Total, que arrastré los dos primales al carril, subí a marcar el otro que se quedó en el tiro y, en cuanto que llegó Isa, cogí la emisora y llame a Jesús:

–A ver, Jesús, ¿me recibes? Soy Lolo, cambio.

–Te recibo, te recibo, Lolo. Dime, cambio.

–Jesús, ¿tú has pinchado un cochinete que ha corrido al barranco de poniente?, cambio.

–Sí, daba sangre, pero la perdí enseguida. Y como esto está tan “laero”, opté por dejarlo. ¿Por qué lo dices?, cambio.

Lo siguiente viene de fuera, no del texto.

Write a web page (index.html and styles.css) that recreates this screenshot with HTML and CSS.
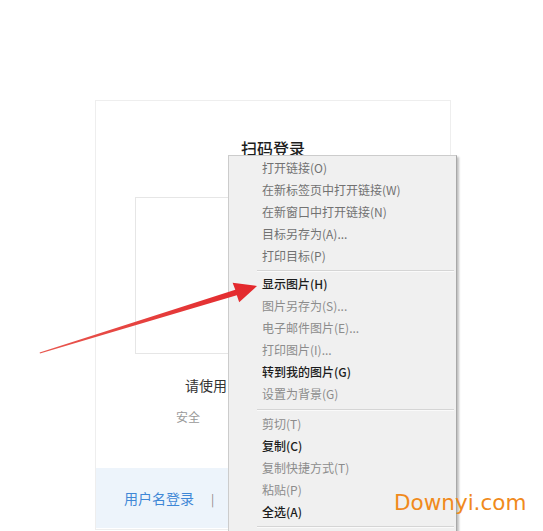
FILE: index.html
```html
<!DOCTYPE html>
<html lang="zh-CN">
<head>
<meta charset="utf-8">
<link rel="stylesheet" href="styles.css">
</head>
<body>
<div class="page">
  <div class="card">
    <div class="title">扫码登录</div>
    <div class="qr"></div>
    <div class="hint">请使用</div>
    <div class="safe">安全</div>
    <div class="footer">
      <span class="tab">用户名登录</span>
      <span class="bar">|</span>
    </div>
  </div>

  <div class="menu">
    <div class="item">打开链接(O)</div>
    <div class="item">在新标签页中打开链接(W)</div>
    <div class="item">在新窗口中打开链接(N)</div>
    <div class="item">目标另存为(A)...</div>
    <div class="item">打印目标(P)</div>
    <div class="sep"></div>
    <div class="item strong">显示图片(H)</div>
    <div class="item dim">图片另存为(S)...</div>
    <div class="item dim">电子邮件图片(E)...</div>
    <div class="item dim">打印图片(I)...</div>
    <div class="item strong">转到我的图片(G)</div>
    <div class="item dim">设置为背景(G)</div>
    <div class="sep sep2"></div>
    <div class="item dim">剪切(T)</div>
    <div class="item strong">复制(C)</div>
    <div class="item dim">复制快捷方式(T)</div>
    <div class="item dim">粘贴(P)</div>
    <div class="item strong">全选(A)</div>
    <div class="sep"></div>
  </div>

  <svg class="arrow" width="543" height="531" viewBox="0 0 543 531">
    <defs>
      <linearGradient id="ag" x1="0" y1="1" x2="1" y2="0">
        <stop offset="0" stop-color="#e8584f"/>
        <stop offset="1" stop-color="#e3262b"/>
      </linearGradient>
    </defs>
    <polygon fill="url(#ag)" points="40,353.6 39.6,352.6 235.3,289.8 232.6,282.8 257,286 239.2,302.2 236.8,295.2"/>
  </svg>

  <div class="mark">Downyi.com</div>
</div>
</body>
</html>
```

FILE: styles.css
```css
html, body {
  margin: 0;
  padding: 0;
  background: #ffffff;
}

body {
  font-family: "Noto Sans CJK SC", "Noto Sans", sans-serif;
  color: #333333;
}

.page {
  position: relative;
  width: 543px;
  height: 531px;
  overflow: hidden;
  padding-top: 100px;
  box-sizing: border-box;
}

.card {
  margin-left: 95px;
  width: 356px;
  height: 430px;
  border: 1px solid #eeeeee;
  box-sizing: border-box;
  display: flex;
  flex-direction: column;
}

.title {
  margin-top: 37px;
  text-align: center;
  font-size: 16px;
  line-height: 20px;
  color: #1e1e1e;
  font-weight: 500;
}

.qr {
  margin: 39px 39px 0 39px;
  height: 157px;
  border: 1px solid #e6e6e6;
  box-sizing: border-box;
}

.hint {
  margin-top: 21px;
  padding-left: 89px;
  font-size: 14px;
  line-height: 20px;
  color: #333333;
  white-space: nowrap;
}

.safe {
  margin-top: 14px;
  padding-left: 80px;
  font-size: 12px;
  line-height: 16px;
  color: #999999;
  white-space: nowrap;
}

.footer {
  margin-top: auto;
  margin-bottom: 1px;
  height: 60px;
  background: #edf4fb;
  display: flex;
  align-items: center;
  padding-left: 28px;
  font-size: 14px;
}

.tab {
  color: #3f87d6;
}

.bar {
  margin-left: 17px;
  color: #888888;
  font-size: 12px;
}

.menu {
  position: absolute;
  left: 228px;
  top: 155px;
  width: 229px;
  height: 400px;
  box-sizing: border-box;
  background: #f0f0f0;
  border: 1px solid #cccccc;
  border-right-color: #a8a8a8;
  box-shadow: 2px 2px 2px rgba(0, 0, 0, 0.25);
  padding-top: 1px;
}

.item {
  height: 22px;
  line-height: 22px;
  padding-left: 33px;
  font-size: 12px;
  color: #727272;
  white-space: nowrap;
}

.item.dim {
  color: #8c8c8c;
}

.item.strong {
  color: #1c1c1c;
  font-weight: 500;
}

.sep {
  margin: 3px 2px 1px 28px;
  height: 1px;
  background: #d5d5d5;
  border-bottom: 1px solid #fafafa;
}

.sep2 {
  margin-top: 4px;
  margin-bottom: 2px;
}

.arrow {
  position: absolute;
  left: 0;
  top: 0;
}

.mark {
  position: absolute;
  left: 394px;
  top: 490px;
  font-family: "DejaVu Sans", sans-serif;
  font-size: 21.5px;
  line-height: 26px;
  color: #f08a1c;
}
```
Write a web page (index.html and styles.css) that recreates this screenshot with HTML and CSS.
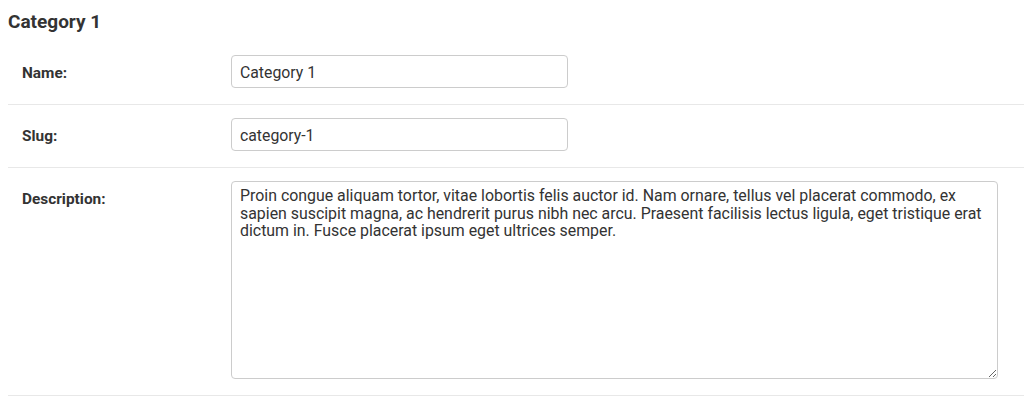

–Porque te lo he cobrado yo en el arroyo, que te vi tirarlo y no puede ser más que el tuyo, cambio.

–¡Joer, cojonudo!, muchas gracias tío, cambio.

–De nada, ¡luego nos vemos!, corto.

–OK, cierro.

Puestos a echar cuentas, salí medio airoso de una situación jodidilla. Había cobrado dos marranos y un venado, fallado otro sin visor y dejado de tirar otro más y un venado. Pero lo realmente doloroso fue tirar el primer cochino, que seguro que era un bicharraco, con el anteojo fastidiado. ¡Una pena, pero así son las monterías… y los monteros, a veces demasiado abandonados!

En cuanto al cochino que le cobré a Jesús… ¡qué decir! Algunos se lo habrían apuntado, pero entre amigos no cabe siquiera planteárselo. ¡Ni entre amigos ni aunque hubiera sido un perfecto desconocido! O se es montero o no, y eso implica una ética inviolable.

 PD: No tardé en subir nuevamente a Las Mesas, y aunque me costó media caja de balas, dejé el canuto de dulce.